新型コロナの感染拡大が止まないが、比較的軽症が多いこの感染症に医学・生物学的要素の他に心理・社会的要素が密接にかかわっている。
前世紀に始まったシステム論は、扱う事象を生物・心理・社会の三側面から統合的に把握することを目指すものであり、特に精神医学において重視された。
精神疾患は基本的に脳の生理学的障害であるにしても、それに精神的ストレスや社会的人間関係が深く関わっており、
脳の生理と薬理にばかり注目していると、いわゆる薬漬けの医療に堕落してしまう。
新型コロナの場合、単にPCR検査や重症患者の治療や軽症者の生活自粛ないし隔離を推進しているだけではだめであり、経済の停止や医療崩壊や教育崩壊も顧慮しなければならない。
つまり、医学的側面の他に心理・社会的側面を十分顧慮しなければならないのである。
感染が拡大している沖縄の情勢は特に深刻であり、観光によって生き延びてきたこの地は今、絶望の淵に立たされている。
本土もそのうちそうなるであろう。
既に観光業界の連鎖倒産が起こっている。
高校から大学にかけて、文系と理系を分離し、自然科学と社会科学の接点に目を開かせないような教育をしてきたので、多くの大人が新型コロナのシステム論的理解と対処ができないている。
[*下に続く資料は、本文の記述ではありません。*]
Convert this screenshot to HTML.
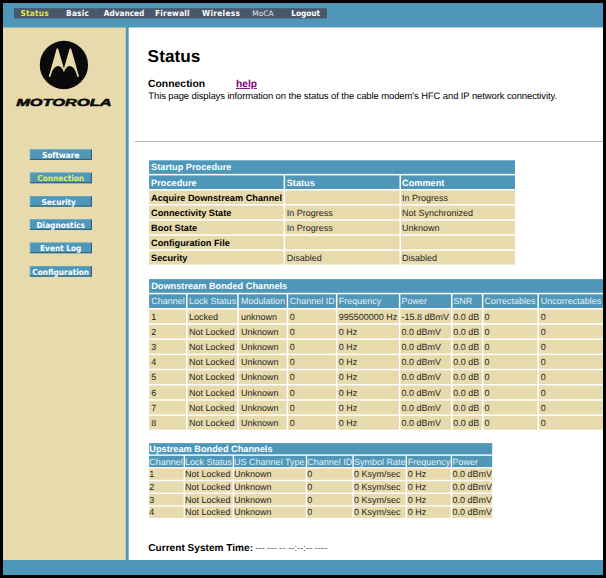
<!DOCTYPE html>
<html lang="en"><head><meta charset="utf-8"><title>Status - Connection</title>
<style>
html,body{margin:0;padding:0;background:#000;overflow:hidden;width:606px;height:578px}
#page{position:absolute;left:0;top:0;width:6060px;height:5780px;transform:scale(0.1);transform-origin:0 0;background:#000;overflow:hidden;font-family:"Liberation Sans",sans-serif;color:#000;text-rendering:geometricPrecision}
#frame{position:absolute;left:30px;top:30px;width:6000px;height:5720px;background:#4e97b9;overflow:hidden}
#topnav{position:absolute;left:110px;top:52px;width:3130px;height:103px;background:#47586a;margin:0;padding:0;list-style:none;font-family:"DejaVu Sans Condensed","DejaVu Sans",sans-serif;font-weight:bold;text-rendering:geometricPrecision;font-size:82px;line-height:103px;color:#fff}
#topnav li{position:absolute;top:-2px;margin:0;padding:0;white-space:nowrap}
#topnav li.on{color:#e6e64a}
#side{position:absolute;left:0;top:245px;width:1228px;height:5325px;background:#e7daac}
#main{position:absolute;left:1257px;top:245px;width:4800px;height:5325px;background:#fff;overflow:hidden}
.btn{position:absolute;left:269px;width:604px;height:90px;background:#4e97b9;border-top:6px solid #6fb0cf;border-left:6px solid #6fb0cf;border-right:10px solid #2f5a73;border-bottom:10px solid #2f5a73;box-sizing:content-box;font-family:"DejaVu Sans Condensed","DejaVu Sans",sans-serif;font-weight:bold;text-rendering:geometricPrecision;font-size:82px;line-height:103px;color:#fff;text-align:center;white-space:nowrap;text-decoration:none;display:block}
.btn.on{color:#e6f04a}
.t{position:absolute;white-space:nowrap;line-height:1;margin:0;padding:0}
h1.t{font-size:167px;font-weight:bold}
h2.t{font-size:102px;font-weight:bold}
a.help{color:#800080;text-decoration:underline;font-weight:bold;font-size:102px}
hr{position:absolute;margin:0;border:0;background:#adadad}
table{position:absolute;border-collapse:separate;table-layout:fixed;background:#fff;color:#1e1e1e;font-size:90px;line-height:1;margin:0;padding:0}
td,th{padding:3px 0 0 0;margin:0;box-sizing:border-box;overflow:visible;white-space:nowrap;text-align:left;font-weight:normal;background:#e7daac;vertical-align:middle}
th{background:#4e97b9;color:#e9f1f5}
th.cap, td.b{font-weight:bold;font-size:92px}
th.cap{color:#fff}
td.b{color:#000}
</style></head><body>
<div id="page"><div id="frame">
<ul id="topnav">
<li class="on" style="left:66px;letter-spacing:2px">Status</li>
<li style="left:521px;letter-spacing:2px">Basic</li>
<li style="left:897px">Advanced</li>
<li style="left:1411px;letter-spacing:2px">Firewall</li>
<li style="left:1881px;letter-spacing:3px;top:3px">Wireless</li>
<li style="left:2383px;font-family:'DejaVu Sans',sans-serif;font-weight:normal;font-size:75px;color:#e2e6ea">MoCA</li>
<li style="left:2772px">Logout</li>
</ul>
<div id="side">
<svg style="position:absolute;left:0;top:0" width="1228" height="1000" viewBox="3 27.5 122.8 100">
<circle cx="63.9" cy="65" r="24.15" fill="#0a0a0a"/>
<path fill="#e7daac" d="M48.7 76.8 L56.7 48.4 L58.1 48.4 L63.9 68.6 L69.7 48.4 L71.1 48.4 L79.1 76.8 L77.3 76.8 C74.3 63 66.3 63.5 63.9 72.4 C61.5 63.5 53.5 63 50.5 76.8 Z"/>
<text x="16.2" y="106.0" font-family="Liberation Sans, sans-serif" font-weight="bold" font-style="italic" font-size="10.3" textLength="95.4" lengthAdjust="spacingAndGlyphs" fill="#0a0a0a" stroke="#0a0a0a" stroke-width="0.55" stroke-linejoin="round">MOTOROLA</text>
</svg>
<a class="btn" style="top:1218px">Software</a>
<a class="btn on" style="top:1451px">Connection</a>
<a class="btn" style="top:1685px;text-indent:-40px">Security</a>
<a class="btn" style="top:1918px">Diagnostics</a>
<a class="btn" style="top:2151px">Event Log</a>
<a class="btn" style="top:2385px">Configuration</a>
</div>
<div id="main">
<h1 class="t " style="left:189px;top:199px;font-size:173px;">Status</h1>
<h2 class="t " style="left:193px;top:510px;font-size:104px;">Connection</h2>
<a class="t help" style="left:1073px;top:512px;font-size:102px;">help</a>
<p class="t " style="left:196px;top:636px;font-size:95px;letter-spacing:-1.18px">This page displays information on the status of the cable modem's HFC and IP network connectivity.</p>
<hr style="left:62px;top:1136px;width:4800px;height:9px">
<table cellspacing="0" style="left:189px;top:1313px;width:3689px;border-spacing:15px"><colgroup><col style="width:1345px"><col style="width:1144px"><col style="width:1140px"></colgroup>
<tr style="height:136px"><th class="cap" colspan="3" style="padding-left:20px">Startup Procedure</th></tr>
<tr style="height:136px"><th class="cap" style="padding-left:20px">Procedure</th><th class="cap" style="padding-left:16px">Status</th><th class="cap" style="padding-left:10px">Comment</th></tr>
<tr style="height:136px"><td class="b" style="padding-left:20px">Acquire Downstream Channel</td><td style="padding-left:16px"></td><td style="padding-left:10px">In Progress</td></tr>
<tr style="height:136px"><td class="b" style="padding-left:20px">Connectivity State</td><td style="padding-left:16px">In Progress</td><td style="padding-left:10px">Not Synchronized</td></tr>
<tr style="height:136px"><td class="b" style="padding-left:20px">Boot State</td><td style="padding-left:16px">In Progress</td><td style="padding-left:10px">Unknown</td></tr>
<tr style="height:136px"><td class="b" style="padding-left:20px">Configuration File</td><td style="padding-left:16px"></td><td style="padding-left:10px"></td></tr>
<tr style="height:136px"><td class="b" style="padding-left:20px">Security</td><td style="padding-left:16px">Disabled</td><td style="padding-left:10px">Disabled</td></tr>
</table>
<table cellspacing="0" style="left:189px;top:2501px;width:4579px;border-spacing:15px"><colgroup><col style="width:369px"><col style="width:497px"><col style="width:480px"><col style="width:477px"><col style="width:615px"><col style="width:506px"><col style="width:294px"><col style="width:540px"><col style="width:651px"></colgroup>
<tr style="height:137px"><th class="cap" colspan="9" style="padding-left:21px">Downstream Bonded Channels</th></tr>
<tr style="height:137px"><th style="padding-left:21px">Channel</th><th style="padding-left:16px">Lock Status</th><th style="padding-left:24px">Modulation</th><th style="padding-left:16px">Channel ID</th><th style="padding-left:14px">Frequency</th><th style="padding-left:10px">Power</th><th style="padding-left:7px">SNR</th><th style="padding-left:10px">Correctables</th><th style="padding-left:18px">Uncorrectables</th></tr>
<tr style="height:137px"><td style="padding-left:21px">1</td><td style="padding-left:16px">Locked</td><td style="padding-left:24px">unknown</td><td style="padding-left:16px">0</td><td style="padding-left:14px">995500000 Hz</td><td style="padding-left:10px">-15.8 dBmV</td><td style="padding-left:7px">0.0 dB</td><td style="padding-left:10px">0</td><td style="padding-left:18px">0</td></tr>
<tr style="height:137px"><td style="padding-left:21px">2</td><td style="padding-left:16px">Not Locked</td><td style="padding-left:24px">Unknown</td><td style="padding-left:16px">0</td><td style="padding-left:14px">0 Hz</td><td style="padding-left:10px">0.0 dBmV</td><td style="padding-left:7px">0.0 dB</td><td style="padding-left:10px">0</td><td style="padding-left:18px">0</td></tr>
<tr style="height:137px"><td style="padding-left:21px">3</td><td style="padding-left:16px">Not Locked</td><td style="padding-left:24px">Unknown</td><td style="padding-left:16px">0</td><td style="padding-left:14px">0 Hz</td><td style="padding-left:10px">0.0 dBmV</td><td style="padding-left:7px">0.0 dB</td><td style="padding-left:10px">0</td><td style="padding-left:18px">0</td></tr>
<tr style="height:137px"><td style="padding-left:21px">4</td><td style="padding-left:16px">Not Locked</td><td style="padding-left:24px">Unknown</td><td style="padding-left:16px">0</td><td style="padding-left:14px">0 Hz</td><td style="padding-left:10px">0.0 dBmV</td><td style="padding-left:7px">0.0 dB</td><td style="padding-left:10px">0</td><td style="padding-left:18px">0</td></tr>
<tr style="height:137px"><td style="padding-left:21px">5</td><td style="padding-left:16px">Not Locked</td><td style="padding-left:24px">Unknown</td><td style="padding-left:16px">0</td><td style="padding-left:14px">0 Hz</td><td style="padding-left:10px">0.0 dBmV</td><td style="padding-left:7px">0.0 dB</td><td style="padding-left:10px">0</td><td style="padding-left:18px">0</td></tr>
<tr style="height:137px"><td style="padding-left:21px">6</td><td style="padding-left:16px">Not Locked</td><td style="padding-left:24px">Unknown</td><td style="padding-left:16px">0</td><td style="padding-left:14px">0 Hz</td><td style="padding-left:10px">0.0 dBmV</td><td style="padding-left:7px">0.0 dB</td><td style="padding-left:10px">0</td><td style="padding-left:18px">0</td></tr>
<tr style="height:137px"><td style="padding-left:21px">7</td><td style="padding-left:16px">Not Locked</td><td style="padding-left:24px">Unknown</td><td style="padding-left:16px">0</td><td style="padding-left:14px">0 Hz</td><td style="padding-left:10px">0.0 dBmV</td><td style="padding-left:7px">0.0 dB</td><td style="padding-left:10px">0</td><td style="padding-left:18px">0</td></tr>
<tr style="height:137px"><td style="padding-left:21px">8</td><td style="padding-left:16px">Not Locked</td><td style="padding-left:24px">Unknown</td><td style="padding-left:16px">0</td><td style="padding-left:14px">0 Hz</td><td style="padding-left:10px">0.0 dBmV</td><td style="padding-left:7px">0.0 dB</td><td style="padding-left:10px">0</td><td style="padding-left:18px">0</td></tr>
</table>
<table cellspacing="0" style="left:190px;top:4142px;width:3459px;border-spacing:14px"><colgroup><col style="width:345px"><col style="width:477px"><col style="width:717px"><col style="width:452px"><col style="width:518px"><col style="width:437px"><col style="width:401px"></colgroup>
<tr style="height:113px"><th class="cap" colspan="7" style="padding-left:2px">Upstream Bonded Channels</th></tr>
<tr style="height:113px"><th style="padding-left:2px">Channel</th><th style="padding-left:-1px">Lock Status</th><th style="padding-left:-1px">US Channel Type</th><th style="padding-left:-1px">Channel ID</th><th style="padding-left:3px">Symbol Rate</th><th style="padding-left:8px">Frequency</th><th style="padding-left:3px">Power</th></tr>
<tr style="height:113px"><td style="padding-left:2px">1</td><td style="padding-left:-1px">Not Locked</td><td style="padding-left:-1px">Unknown</td><td style="padding-left:-1px">0</td><td style="padding-left:3px">0 Ksym/sec</td><td style="padding-left:8px">0 Hz</td><td style="padding-left:3px">0.0 dBmV</td></tr>
<tr style="height:113px"><td style="padding-left:2px">2</td><td style="padding-left:-1px">Not Locked</td><td style="padding-left:-1px">Unknown</td><td style="padding-left:-1px">0</td><td style="padding-left:3px">0 Ksym/sec</td><td style="padding-left:8px">0 Hz</td><td style="padding-left:3px">0.0 dBmV</td></tr>
<tr style="height:113px"><td style="padding-left:2px">3</td><td style="padding-left:-1px">Not Locked</td><td style="padding-left:-1px">Unknown</td><td style="padding-left:-1px">0</td><td style="padding-left:3px">0 Ksym/sec</td><td style="padding-left:8px">0 Hz</td><td style="padding-left:3px">0.0 dBmV</td></tr>
<tr style="height:113px"><td style="padding-left:2px">4</td><td style="padding-left:-1px">Not Locked</td><td style="padding-left:-1px">Unknown</td><td style="padding-left:-1px">0</td><td style="padding-left:3px">0 Ksym/sec</td><td style="padding-left:8px">0 Hz</td><td style="padding-left:3px">0.0 dBmV</td></tr>
</table>
<p class="t " style="left:196px;top:5148px;font-size:101px;font-weight:bold">Current System Time:</p>
<p class="t " style="left:1266px;top:5157px;font-size:94px;color:#555">--- --- -- --:--:-- ----</p>
</div>
</div></div></body></html>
自分が病気になったり怪我したりして二週間以上休まなくてはならなかったときのことを思い出せば、身体の物質的異変と社会生活と精神状態は一体のものであることを実感できると思う。
それなのに、思考法が分割的になってるので、統合的理解に至らないのだ。
物質と客観的精神(社会、政治、文化)は一体のものであり、心のケアと生活習慣もそれと統合的に理解しなければならない。